Tuesday, September 3, 2013

Guest Post: David Pandolfe, author of Jump When Ready


From MFA, to agents, to indie publishing (and why I think it’s great)

Thanks, Michele, for inviting me to guest-post on your blog. The idea is to talk a little about writing so I thought I’d say a few words about “indie” publishing and how much I’ve been enjoying this experience I wasn’t particularly open to not long ago.

A few years back, I completed an MFA program (hey, Michele, didn’t I see you there?) and, within the same year, was offered agent representation for my first novel. The stuff of writer dreams and I felt sure I was on my way to securing a traditional publishing deal. A brilliant, hopeful, exciting time in my life while emails flew back and forth and revisions were made to the manuscript, preparing for the big day. Eventually, it was time to submit the novel to editors. I waited, fingers crossed. Then, radio silence. When I finally inquired, I learned that a few editors saw the manuscript (five or six). Some said nice things but they passed. I never heard from that agent again. Yep, really. So, I dusted myself off and decided to push on and keep writing. Before too long (a few years but, hey, we’re talking the writing world, after all), I was offered representation again, this time for a YA novel I’d been working on. A really nice agent, very well-known agency! So, the first round was a dud. No biggie, right? My moment had definitely arrived. A writer couldn’t possibly snag two agents for two novels and still have nothing happen. No way. Well, guess what. You got it. The process wasn’t quite as absurd as the first time around (in other words, the agent didn’t suddenly vanish into thin air) but the result was the same. A few editors saw my book and that was basically it. Now, don’t get me wrong. I am simplifying here to a degree. My second agent was a nice person who I enjoyed working with. However, when she suggested that I put the novel on the back burner for a while and move on, I decided otherwise (but we did part ways amicably). So, I was back to square one.

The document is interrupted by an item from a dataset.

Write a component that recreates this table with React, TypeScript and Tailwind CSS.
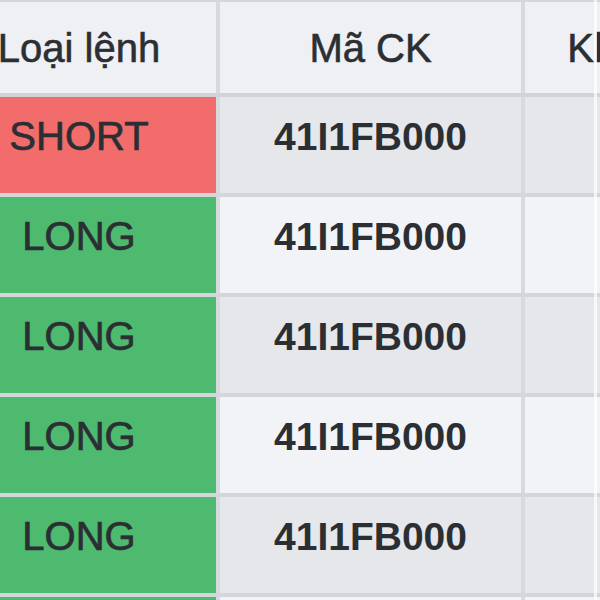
const rows = [
  { side: 'SHORT', code: '41I1FB000' },
  { side: 'LONG', code: '41I1FB000' },
  { side: 'LONG', code: '41I1FB000' },
  { side: 'LONG', code: '41I1FB000' },
  { side: 'LONG', code: '41I1FB000' },
  { side: 'LONG', code: '41I1FB000' },
]

export default function App() {
  return (
    <div
      className="relative w-[600px] h-[600px] overflow-hidden bg-white text-[40px] text-[#2b2f33]"
      style={{ fontFamily: '"Liberation Sans", Arial, sans-serif' }}
    >
      <div className="ml-[-58px] mt-[-2px] w-[880px] border-t-4 border-[#d3d7dc]">
        <div className="flex h-[95px] bg-[#eef0f3] border-b-4 border-[#d0d4d9] [-webkit-text-stroke:0.6px_#2b2f33]">
          <div className="w-[278px] shrink-0 text-center pt-[24px] leading-[45px] border-r-4 border-[#d6dade]">
            Loại lệnh
          </div>
          <div className="w-[305px] shrink-0 text-center pt-[24px] leading-[45px] border-r-4 border-[#d6dade]">
            Mã CK
          </div>
          <div className="w-[270px] shrink-0 text-center pt-[24px] pl-[12px] leading-[45px] whitespace-nowrap">
            Khối lượng
          </div>
        </div>
        {rows.map((r, i) => (
          <div
            key={i}
            className={
              'flex h-[100px] border-b-4 border-[#d3d7dc] ' +
              (i % 2 === 0 ? 'bg-[#e6e7ea]' : 'bg-[#f1f3f6]')
            }
          >
            <div
              className={
                'w-[278px] shrink-0 text-center pt-[17px] leading-[45px] border-r-4 border-[#d6dade] [-webkit-text-stroke:0.7px_#2b2f33] ' +
                (r.side === 'SHORT' ? 'bg-[#f26c6b]' : 'bg-[#4dba6f]')
              }
            >
              {r.side}
            </div>
            <div className="w-[305px] shrink-0 text-center pt-[17px] leading-[45px] text-[39px] font-bold border-r-4 border-[#d6dade]">
              {r.code}
            </div>
            <div className="w-[270px] shrink-0" />
          </div>
        ))}
      </div>
      <div className="absolute top-0 bottom-0 left-[594px] w-[3px] bg-white/70" />
    </div>
  )
}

The fact is, I wasn’t sure I had the heart to start the process all over again. And, while I did start sending queries, in the meantime I kept hearing about writers gaining a readership through indie publishing. Yeah, I know it’s self-publishing but I like the “indie” designation since (at least, to me), the term signifies a writer who’s taking every step possible to professionally publish his or her work. So, I started looking at independently published writers in a totally new light. As a result, I read some fantastic (and, in some cases, very successful) books (for example, Annelie Wendeberg’s The Devil’s Grin and Hugh Howey’s Wool, the holy grail of indie publishing success). Soon, any remaining doubts about self-publishing were history. In fact, the more I looked at it, this looked like the new model. If not the definitive future of publishing, certainly a part of future publishing that wasn’t going to recede into the background again.

Fast-forward to the day I published my YA novel, Jump When Ready, on Amazon. No, it wasn’t the lifelong dream coming true. All the same, it was still a very exciting moment. People, actual readers out there in the world, were experiencing one of my novels! I had made that happen, without anyone’s permission, without waiting several more years. Amazon allows for free promotions, and on my first promo Jump When Ready hit the top 100 free list. Thousands of people downloaded the ebook version of the novel, which just amazed me. To keep this reasonably short, I’ll just add that I love setting my own deadlines, choosing my own cover art, the fact that I can add new reviews to my back cover or interior whenever I’d like, or change front or back matter as new ideas occur to me (for example, adding a link to a new mailing list or blog). And, when my next novel is ready (I’m working on another YA to follow the first one), I can send it out into the world too. I’m excited about that, although I’m editing just like I would if I was about to send it back to my agent for an editor to consider. So, it might be a few more months. Then, maybe I’ll publish that other novel I finished during the MFA program. Who knows, but the future remains wide open.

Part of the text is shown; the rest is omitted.